2.1 Kerangka Teoretis
2.1.1
Hakekat Belajar
Para pakar pendidikan mengemukakan pengertian hakekat belajar berbeda
antara satu dengan yang lainnya, namun demikian selaku mengacu pada prinsip
yang sama yaitu setiap orang yang melakukan proses belajar akan mengalami suatu
perubahan dalam dirinya. Ada beberapa pendapat para ahli tentang definisi
tentang belajar. Cronbach, Harold Spears dan Geoch dalam Sardiman A.M (2005 : 20)
sebagai berikut :
1) Cronbach memberikan definisi :
Belajar adalah memperlihatkan perubahan dalam perilaku sebagai hasil dari
pengalaman”.
2) Harold Spears memberikan batasan :
Belajar adalah mengamati, membaca, berinisiasi,
mencoba sesuatu sendiri, mendengarkan, mengikuti petunjuk/arahan.
3) Geoch, mengatakan :
Belajar adalah perubahan dalam penampilan sebagai
hasil praktek.
Dari ketiga definisi tersebut dapat disimpulkan bahwa belajar itu
senantiasa merupakan perubahan tingkah laku atau penampilan, dengan
serangkaian kegiatan misalnya dengan membaca, mengamati, mendengarkan, meniru
dan lain sebagainya. Juga belajar itu akan lebih baik kalau siswa mengalami
atau melakukannya, jadi tidak bersifat verbalistik. Belajar sebagai kegiatan
individu sebenarnya merupakan rangsangan-rangsangan individu yang dikirim
kepadanya oleh lingkungan. Dengan demikian terjadinya kegiatan belajar yang
dilakukan oleh siswa dapat dijelaskan dengan rumus antara siswa dan lingkungan.
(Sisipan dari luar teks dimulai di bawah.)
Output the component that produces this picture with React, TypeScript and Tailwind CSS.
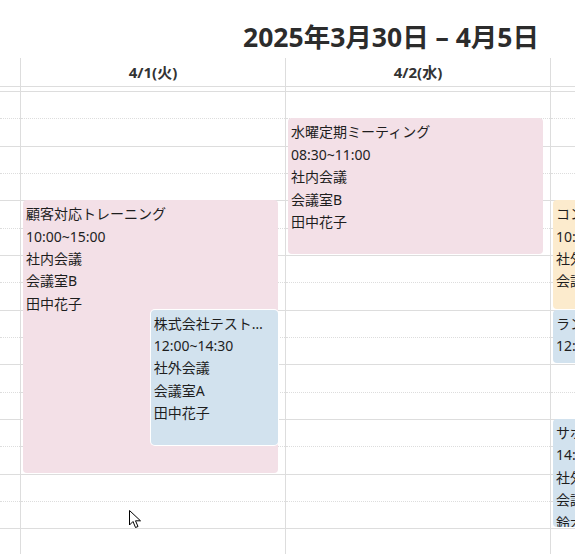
import React from "react";

const SLOT = 27.33;
const START_HOUR = 8;
const SLOT_COUNT = 18;

type CalEvent = {
  title: string;
  lines: string[];
  start: number;
  end: number;
  color: string;
  inset?: boolean;
};

const days: { label: string; events: CalEvent[] }[] = [
  {
    label: "4/1(火)",
    events: [
      {
        title: "顧客対応トレーニング",
        lines: ["10:00~15:00", "社内会議", "会議室B", "田中花子"],
        start: 10,
        end: 15,
        color: "bg-[#f3e0e7]",
      },
      {
        title: "株式会社テスト様との打ち合わせ",
        lines: ["12:00~14:30", "社外会議", "会議室A", "田中花子"],
        start: 12,
        end: 14.5,
        color: "bg-[#d2e2ee]",
        inset: true,
      },
    ],
  },
  {
    label: "4/2(水)",
    events: [
      {
        title: "水曜定期ミーティング",
        lines: ["08:30~11:00", "社内会議", "会議室B", "田中花子"],
        start: 8.5,
        end: 11,
        color: "bg-[#f3e0e7]",
      },
    ],
  },
  {
    label: "4/3(木)",
    events: [
      {
        title: "コンペ準備会議",
        lines: ["10:00~12:00", "社外会議", "会議室C"],
        start: 10,
        end: 12,
        color: "bg-[#fcebcd]",
      },
      {
        title: "ランチミーティング",
        lines: ["12:00~13:00"],
        start: 12,
        end: 13,
        color: "bg-[#d2e2ee]",
      },
      {
        title: "サポート定例",
        lines: ["14:00~16:00", "社外会議", "会議室A", "鈴木一郎"],
        start: 14,
        end: 16,
        color: "bg-[#d2e2ee]",
      },
    ],
  },
];

function Slots() {
  return (
    <>
      {Array.from({ length: SLOT_COUNT }, (_, i) => (
        <div
          key={i}
          className={
            i % 2 === 0
              ? "h-[27.33px] border-b border-dotted border-[#ddd]"
              : "h-[27.33px] border-b border-[#ddd]"
          }
        />
      ))}
    </>
  );
}

function EventBlock({ ev }: { ev: CalEvent }) {
  const top = (ev.start - START_HOUR) * 2 * SLOT - 1;
  const height = (ev.end - ev.start) * 2 * SLOT - 1;

  return (
    <div
      className={`absolute right-0 overflow-hidden rounded-[4px] p-[3px] text-[14px] leading-[1.6] text-[#1e1e1e] ${ev.color} ${
        ev.inset ? "left-1/2 shadow-[0_0_0_1px_#fff]" : "left-0"
      }`}
      style={{ top, height }}
    >
      <div className="truncate">{ev.title}</div>
      {ev.lines.map((line) => (
        <div key={line} className="truncate">
          {line}
        </div>
      ))}
    </div>
  );
}

function DayColumn({ label, events }: { label: string; events: CalEvent[] }) {
  return (
    <div className="flex flex-col border-l border-[#ddd]">
      <div className="flex h-[29px] items-center justify-center border-b border-[#ddd] text-[15px] font-bold text-[#333]">
        {label}
      </div>
      <div className="h-[5px] border-b border-[#ddd]" />
      <div className="relative">
        <Slots />
        <div className="absolute top-0 bottom-0 left-[2px] right-[2.5%]">
          {events.map((ev) => (
            <EventBlock key={ev.title} ev={ev} />
          ))}
        </div>
      </div>
    </div>
  );
}

export default function App() {
  return (
    <div
      className="relative h-[554px] w-[575px] overflow-hidden bg-white"
      style={{ fontFamily: '"Noto Sans", "Noto Sans CJK JP", sans-serif' }}
    >
      <div className="flex h-[58px] justify-end pr-[36px] pt-[18px]">
        <h2 className="text-[26.5px] font-bold leading-[38px] text-[#2c2c2c]">
          2025年3月30日 – 4月5日
        </h2>
      </div>

      <div className="grid grid-cols-[20px_265px_265px_265px]">
        <div className="flex flex-col">
          <div className="h-[29px] border-b border-[#ddd]" />
          <div className="h-[5px] border-b border-[#ddd]" />
          <Slots />
        </div>
        {days.map((d) => (
          <DayColumn key={d.label} label={d.label} events={d.events} />
        ))}
      </div>

      {/* mouse pointer */}
      <svg
        className="absolute left-[129px] top-[510px]"
        width="14"
        height="20"
        viewBox="0 0 14 20"
      >
        <path
          d="M0.5 0.5 L0.5 15 L4 11.5 L6.5 17.5 L9 16.5 L6.5 10.8 L11.5 10.8 Z"
          fill="#fff"
          stroke="#000"
          strokeWidth="1"
          strokeLinejoin="round"
        />
      </svg>
    </div>
  );
}
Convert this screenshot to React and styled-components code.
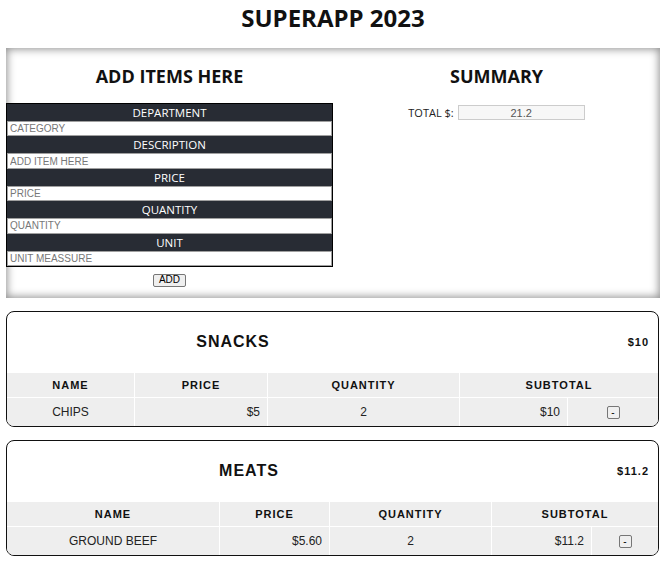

Fontana dalam Winataputra (2003 : 2) mengemukakan bahwa ”Learning (belajar)
mengandung pengertian proses perubahan yang relatif tetap dalam perilaku
individu sebagai hasil dari pengalaman”. Pengertian belajar juga dikemukakan
oleh Slameto (2003 : 2) yakni ”Belajar adalah suatu proses usaha yang dilakukan
seseorang untuk memperoleh suatu perubahan tingkah laku yang baru secara keseluruhan,
sebagai hasil pengalamannya sendiri dalam interaksi dengan lingkungannya”.
Selaras dengan pendapat-pendapat tersebut, Hakim (2000 : 1) mengemukakan
bahwa :
Belajar adalah suatu proses perubahan di dalam kepribadian manusia, dan
perubahan tersebut ditampakkan dalam bentuk peningkatan kualitas dan kuantitas
tingkah laku seperti peningkatan kecakapan, pengetahuan, sikap, kebiasaan,
pemahaman, keterampilan, daya pikir, dll.
Hal ini berarti
bahwa peningkatan kualitas dan kuantitas tingkah laku seseorang diperlihatkan
dalam bentuk bertambahnya kualitas dan kuantitas kemampuan seseorang dalam
berbagai bidang. Dalam proses belajar, apabila seseorang tidak mendapatkan
suatu peningkatan kualitas dan kuantitas kemampuan, maka orang tersebut
sebenarnya belum mengalami proses belajar atau dengan kata lain ia
mengalami kegagalan di dalam proses belajar.
Belajar yang efektif dapat membantu siswa untuk meningkatkan kemampuan yang
diharapkan sesuai dengan tujuan instruksional yang ingin dicapai. Untuk meningkatkan
prestasi belajar yang baik perlu diperhatikan kondisi internal dan eksternal.
Kondisi internal adalah kondisi atau situasi yang ada dalam diri siswa, seperti
kesehatan, keterampilan, kemapuan dan sebagainya. Kondisi eksternal adalah
kondisi yang ada di luar diri pribadi manusia, misalnya ruang belajar yang
bersih, sarana dan prasarana belajar yang memadai.
2.1.2
Hasil Belajar
Hasil
belajar siswa merupakan suatu hal yang berkaitan dengan kemampuan siswa dalam menyerap atau memahami suatu materi
yang disampaikan. Hasil belajar
siswa diperoleh setelah berakhirnya proses pembelajaran.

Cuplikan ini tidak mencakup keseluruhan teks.